### What is expected
From the entries below, gather each line containing the word "this".

### Records for processing
"""

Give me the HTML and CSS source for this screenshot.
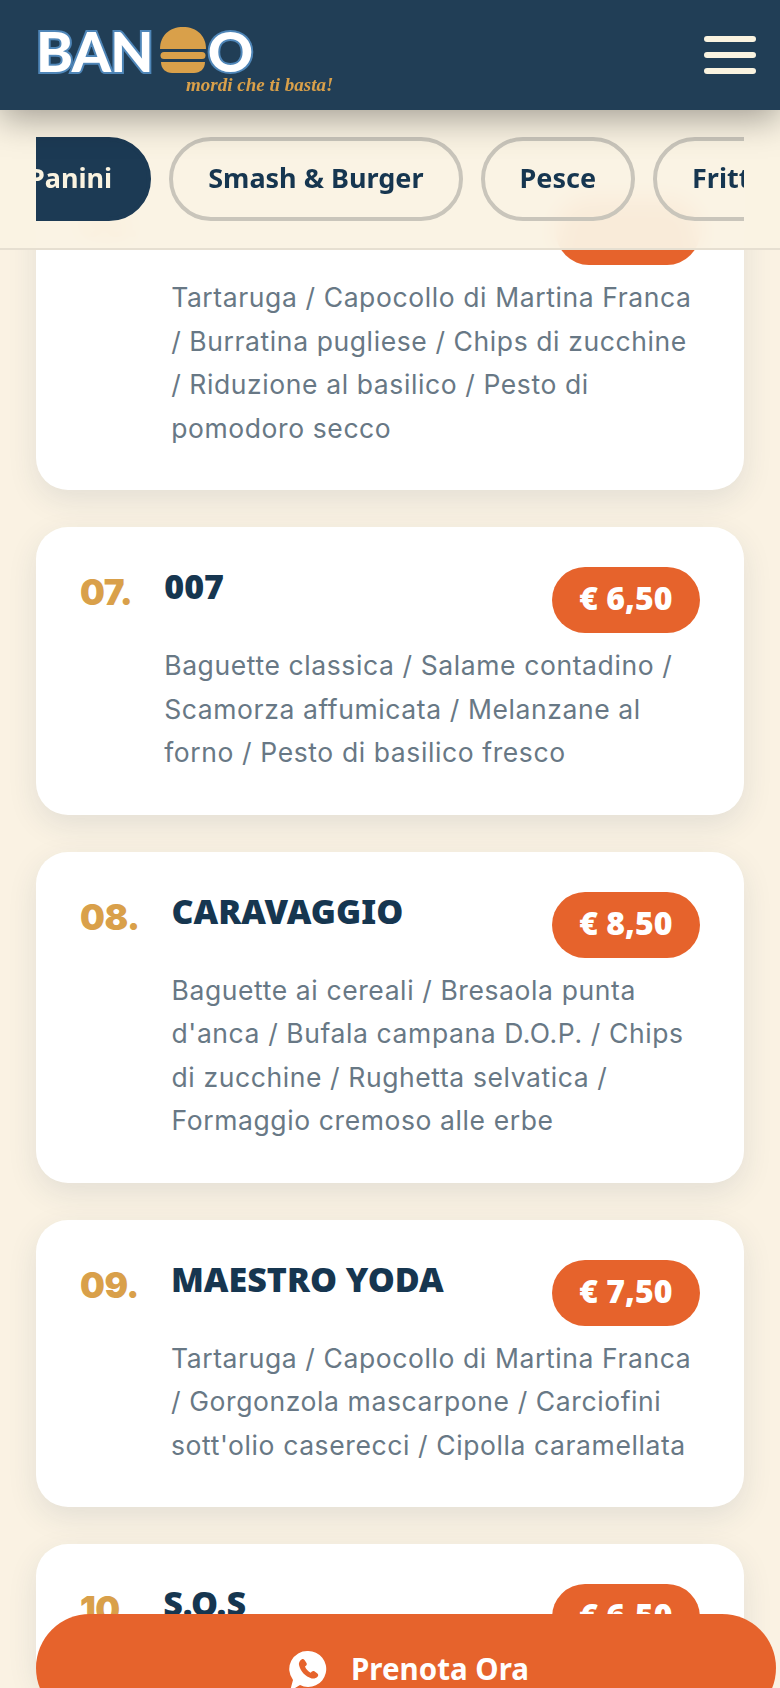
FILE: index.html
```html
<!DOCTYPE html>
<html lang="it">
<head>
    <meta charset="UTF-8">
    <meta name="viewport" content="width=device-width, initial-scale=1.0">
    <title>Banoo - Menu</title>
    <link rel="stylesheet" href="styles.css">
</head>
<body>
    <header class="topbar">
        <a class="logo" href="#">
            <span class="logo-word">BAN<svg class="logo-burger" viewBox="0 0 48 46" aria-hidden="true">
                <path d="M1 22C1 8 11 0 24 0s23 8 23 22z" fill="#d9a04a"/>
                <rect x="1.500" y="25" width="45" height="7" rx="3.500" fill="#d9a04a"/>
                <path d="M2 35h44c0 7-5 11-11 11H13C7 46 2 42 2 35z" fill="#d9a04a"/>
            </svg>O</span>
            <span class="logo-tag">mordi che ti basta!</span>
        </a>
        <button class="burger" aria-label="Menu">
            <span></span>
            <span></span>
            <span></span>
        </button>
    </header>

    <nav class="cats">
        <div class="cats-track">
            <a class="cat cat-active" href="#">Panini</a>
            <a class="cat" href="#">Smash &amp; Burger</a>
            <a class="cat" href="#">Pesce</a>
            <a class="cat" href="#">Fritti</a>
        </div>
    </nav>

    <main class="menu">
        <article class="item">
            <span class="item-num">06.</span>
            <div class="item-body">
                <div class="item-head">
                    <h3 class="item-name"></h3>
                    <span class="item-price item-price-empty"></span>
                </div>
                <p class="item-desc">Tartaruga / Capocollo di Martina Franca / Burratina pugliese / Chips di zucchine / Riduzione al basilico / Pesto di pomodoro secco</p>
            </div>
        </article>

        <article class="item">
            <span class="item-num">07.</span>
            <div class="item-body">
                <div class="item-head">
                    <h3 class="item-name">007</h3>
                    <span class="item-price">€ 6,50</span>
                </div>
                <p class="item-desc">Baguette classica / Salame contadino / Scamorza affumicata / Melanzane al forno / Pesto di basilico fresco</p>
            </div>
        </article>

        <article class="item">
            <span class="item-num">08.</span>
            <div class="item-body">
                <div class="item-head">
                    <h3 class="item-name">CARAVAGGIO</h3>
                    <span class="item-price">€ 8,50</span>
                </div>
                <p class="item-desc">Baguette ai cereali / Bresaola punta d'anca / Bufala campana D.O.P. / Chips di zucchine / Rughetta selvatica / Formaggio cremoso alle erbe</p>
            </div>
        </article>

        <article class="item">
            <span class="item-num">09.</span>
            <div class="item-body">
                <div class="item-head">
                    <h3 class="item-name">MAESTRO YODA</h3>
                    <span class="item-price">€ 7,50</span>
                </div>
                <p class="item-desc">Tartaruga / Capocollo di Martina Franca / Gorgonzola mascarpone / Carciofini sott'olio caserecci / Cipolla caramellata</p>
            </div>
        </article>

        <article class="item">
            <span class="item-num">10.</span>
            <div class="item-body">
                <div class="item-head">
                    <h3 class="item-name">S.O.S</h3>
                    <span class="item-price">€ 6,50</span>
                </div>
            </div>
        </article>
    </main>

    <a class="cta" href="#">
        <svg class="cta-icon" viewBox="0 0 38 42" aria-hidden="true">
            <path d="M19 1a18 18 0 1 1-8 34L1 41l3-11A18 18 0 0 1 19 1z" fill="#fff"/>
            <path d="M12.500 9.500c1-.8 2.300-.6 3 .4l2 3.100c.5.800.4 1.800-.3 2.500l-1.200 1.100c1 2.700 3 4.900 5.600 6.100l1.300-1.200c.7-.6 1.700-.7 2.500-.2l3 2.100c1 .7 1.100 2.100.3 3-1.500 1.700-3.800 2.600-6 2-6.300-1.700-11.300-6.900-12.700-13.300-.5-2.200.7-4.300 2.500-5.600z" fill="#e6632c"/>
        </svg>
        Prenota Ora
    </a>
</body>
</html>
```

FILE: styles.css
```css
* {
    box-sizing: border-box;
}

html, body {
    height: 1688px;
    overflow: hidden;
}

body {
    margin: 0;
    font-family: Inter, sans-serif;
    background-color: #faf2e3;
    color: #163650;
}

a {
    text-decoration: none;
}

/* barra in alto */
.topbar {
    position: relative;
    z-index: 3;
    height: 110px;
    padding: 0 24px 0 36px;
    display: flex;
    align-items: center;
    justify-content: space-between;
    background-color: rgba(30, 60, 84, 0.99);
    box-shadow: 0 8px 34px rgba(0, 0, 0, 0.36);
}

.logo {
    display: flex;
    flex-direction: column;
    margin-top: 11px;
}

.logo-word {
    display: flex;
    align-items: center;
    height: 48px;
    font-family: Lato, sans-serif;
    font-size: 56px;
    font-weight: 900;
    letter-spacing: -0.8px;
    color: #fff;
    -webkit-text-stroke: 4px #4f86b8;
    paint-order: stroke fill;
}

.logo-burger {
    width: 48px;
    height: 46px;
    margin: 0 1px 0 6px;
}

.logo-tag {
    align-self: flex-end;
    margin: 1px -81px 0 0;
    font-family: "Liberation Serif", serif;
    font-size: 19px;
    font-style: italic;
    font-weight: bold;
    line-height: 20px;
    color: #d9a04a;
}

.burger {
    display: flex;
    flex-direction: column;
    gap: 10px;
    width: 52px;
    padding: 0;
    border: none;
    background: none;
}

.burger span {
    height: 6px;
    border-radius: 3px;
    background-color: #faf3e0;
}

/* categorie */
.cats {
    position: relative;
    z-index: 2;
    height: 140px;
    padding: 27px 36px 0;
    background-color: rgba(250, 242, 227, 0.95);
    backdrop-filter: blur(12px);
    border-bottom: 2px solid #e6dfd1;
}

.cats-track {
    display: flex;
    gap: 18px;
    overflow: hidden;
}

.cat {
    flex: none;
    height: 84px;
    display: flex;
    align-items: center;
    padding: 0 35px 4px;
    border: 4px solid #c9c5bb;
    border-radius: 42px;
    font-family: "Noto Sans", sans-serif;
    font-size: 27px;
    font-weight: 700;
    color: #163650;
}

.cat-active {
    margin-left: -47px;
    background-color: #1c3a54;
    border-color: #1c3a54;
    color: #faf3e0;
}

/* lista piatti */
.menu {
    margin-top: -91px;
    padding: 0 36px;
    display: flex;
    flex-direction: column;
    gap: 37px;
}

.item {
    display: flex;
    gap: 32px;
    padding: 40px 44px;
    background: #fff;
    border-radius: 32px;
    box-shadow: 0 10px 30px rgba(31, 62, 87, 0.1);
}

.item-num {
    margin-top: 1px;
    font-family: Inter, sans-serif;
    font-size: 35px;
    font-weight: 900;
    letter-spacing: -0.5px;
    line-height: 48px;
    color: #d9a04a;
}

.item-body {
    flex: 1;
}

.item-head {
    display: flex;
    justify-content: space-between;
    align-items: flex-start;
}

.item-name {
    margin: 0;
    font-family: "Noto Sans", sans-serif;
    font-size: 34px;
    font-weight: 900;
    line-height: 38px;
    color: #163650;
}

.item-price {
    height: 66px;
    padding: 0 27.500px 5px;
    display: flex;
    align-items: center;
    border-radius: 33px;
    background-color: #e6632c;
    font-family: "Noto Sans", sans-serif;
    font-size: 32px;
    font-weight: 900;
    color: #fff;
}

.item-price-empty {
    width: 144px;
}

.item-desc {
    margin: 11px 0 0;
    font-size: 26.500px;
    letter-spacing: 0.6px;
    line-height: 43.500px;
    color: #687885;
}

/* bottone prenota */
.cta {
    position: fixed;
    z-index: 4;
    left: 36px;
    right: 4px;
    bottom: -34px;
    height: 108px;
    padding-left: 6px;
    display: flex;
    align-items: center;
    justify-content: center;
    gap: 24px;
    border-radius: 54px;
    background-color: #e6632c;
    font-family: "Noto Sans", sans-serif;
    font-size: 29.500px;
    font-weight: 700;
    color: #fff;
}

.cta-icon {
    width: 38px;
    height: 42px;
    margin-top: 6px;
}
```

"""
"""

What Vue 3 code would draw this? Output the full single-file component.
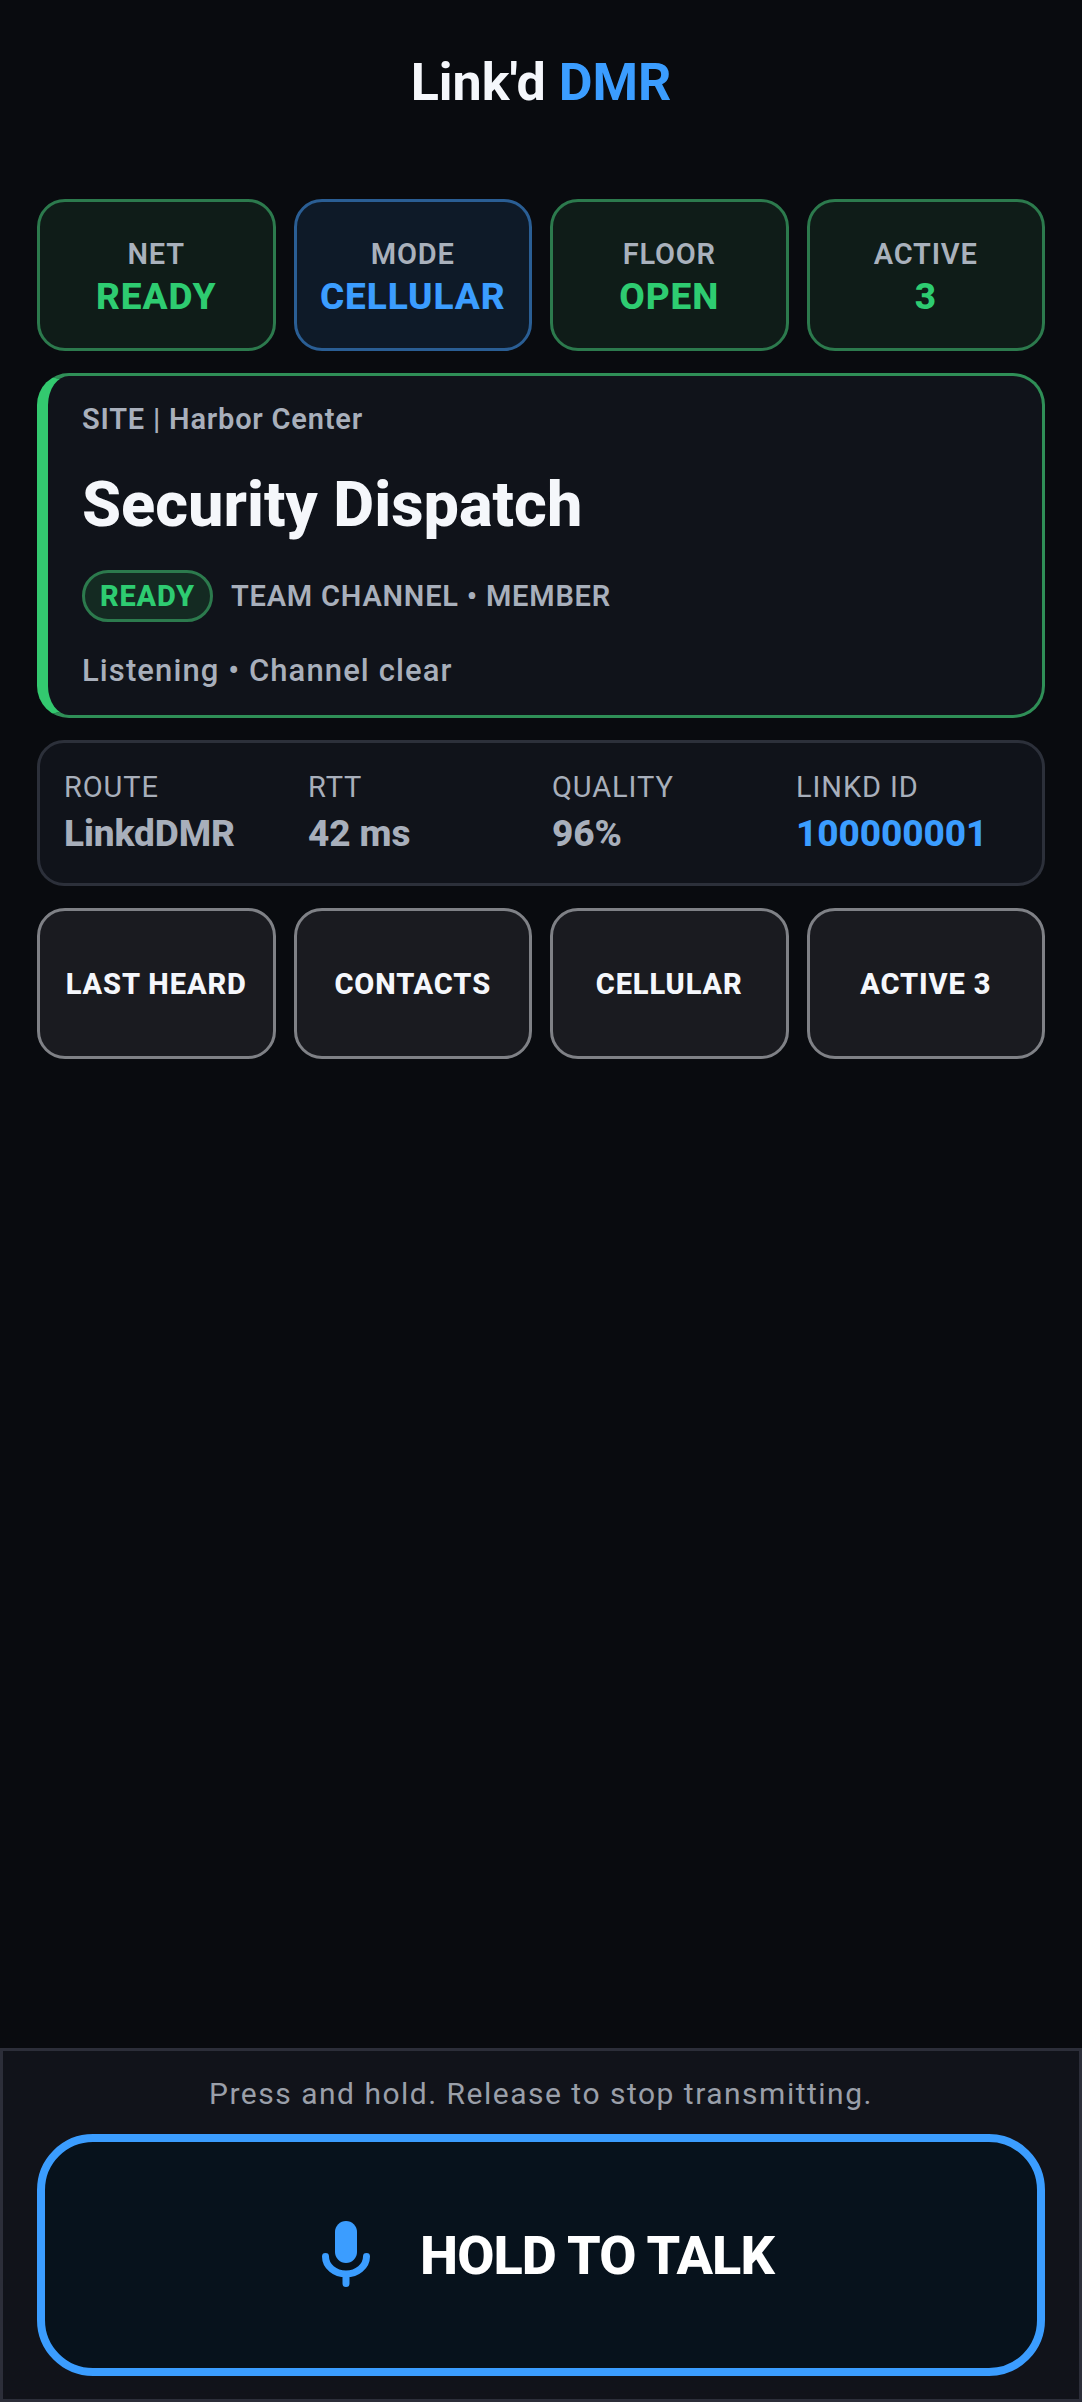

"""

### Finished exercise
Give me the HTML and CSS source for this screenshot.
What Vue 3 code would draw this? Output the full single-file component.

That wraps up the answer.